The Leadenhall Building is an 802ft (224.5m)-high office tower designed by architecture firm Rogers Stirk Harbour + Partners.
The office tower, located opposite Lloyd’s in the City of London, is the tallest office space in the immediate area. The iconic 50-storey building was jointly developed by two real estate companies, British Land and Oxford Properties.
Construction of the Leadenhall Building started in 2011 and was completed in August 2014.
Site of the Leadenhall Building
Leadenhall Building has been erected in the heart of the City of London over an area of 3,500m². The site is surrounded by other tall buildings in the city.
The construction site had a 12-storey office building built in the 1960s, which was demolished to build the new tower.
The site offers good transport connectivity. It provides easy access to underground stations at Bank, Liverpool Street, Aldgate and Moorgate.
It is located in close proximity to major commuter hubs, including Liverpool Street, Fenchurch Street, Cannon Street and London Bridge. The site also provides quick connections to all London airports including Heathrow Airport.

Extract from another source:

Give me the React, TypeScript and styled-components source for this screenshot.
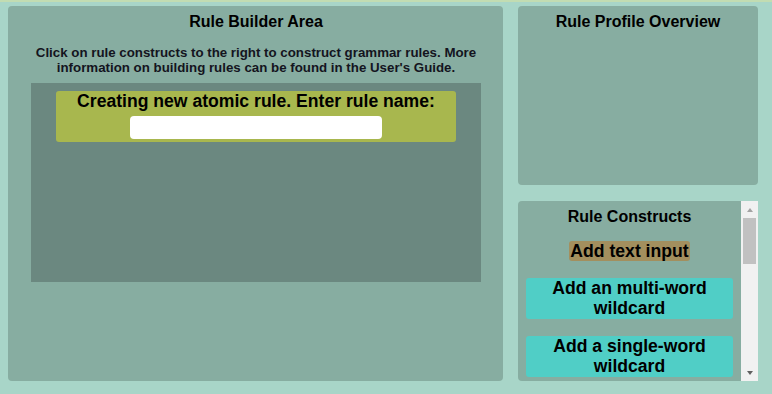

The Leadenhall Building’s design and structure
The Leadenhall Building design features a tapering shape in order to protect the sight of the nearby St Paul’s Cathedral dome. The building structure, when viewed from the west, appears to be inclined away from the Cathedral.
The rectangular floor plates of the building shrink in size as the building height increases. The floor plate size ranges from 16,000ft² on the lower floors to 6,000ft² on the top floor.
The high-rise office tower has an external braced tube structure rendering lateral stability rather than the traditional central concrete core. The building is designed to have a transparent envelope with its structural steelwork visible from the outside.
The building features a seven-storey landscaped open Galleria space of approximately half an acre at its base, providing lawns, seating, trees, retail units and exhibition spaces for the public. The main reception of the building is accessed by escalators from the Galleria space.
The circulation and servicing core of the office building housing passenger and goods lifts are located in a separate north-facing tower at the rear of the building.
Leadenhall Building facilities
The building provides 610,000ft² of office space over 47 floors. As of April 2015, 72% of the office space in the building is let.
International insurance company Aon shifted its global headquarters from Chicago to the Leadenhall Building. It occupies an area of 191,000ft² from level four to 13 of the building. Another insurance company, Amlin, occupies 111,000ft² of space on levels 18-24 as well as level 45.
Construction and sustainability of London’s Leadenhall Building
The construction of the building involved 18,000t of steel and 70,000m² of cladding.
Most of the structural and architectural components, including solid concrete floors, were manufactured off-site and then delivered and assembled on-site, which accounts for around 85% of the total construction cost.
The columns and beams of the perimeter tube frame are connected together by nodes and all the joints of the external frame are connected with the use of pre-stressed bolts made of steel rods with up to 76mm diameter. The construction of the building was 50% complete in November 2012. The topping out of the building occurred in June 2013.
The building features a sustainable design with office areas protected from solar radiation with the use of solar responsive Venetian blinds fitted in the cavity of the double-layer glass facade on the east, south and west sides of the building.
Water consumption is minimised through low-flow water fixtures and fittings. The building also uses an energy and water metering system for efficient management of water and energy consumption.
The building construction produced almost zero waste since most of the components were designed and manufactured offsite.
Contractors involved with the Leadenhall Building project
Laing O’Rourke was the project’s main contractor. Arup provided structural and service engineering services. Project management services were provided by M3 Consulting. DP9 was involved as the planning consultant. Davis Langdon worked as the quantity surveyor.
Lift engineering services were provided by Kone. Warrington Fire Research was engaged as the fire consultant. Edco Design London was responsible for the landscape architecture of the building.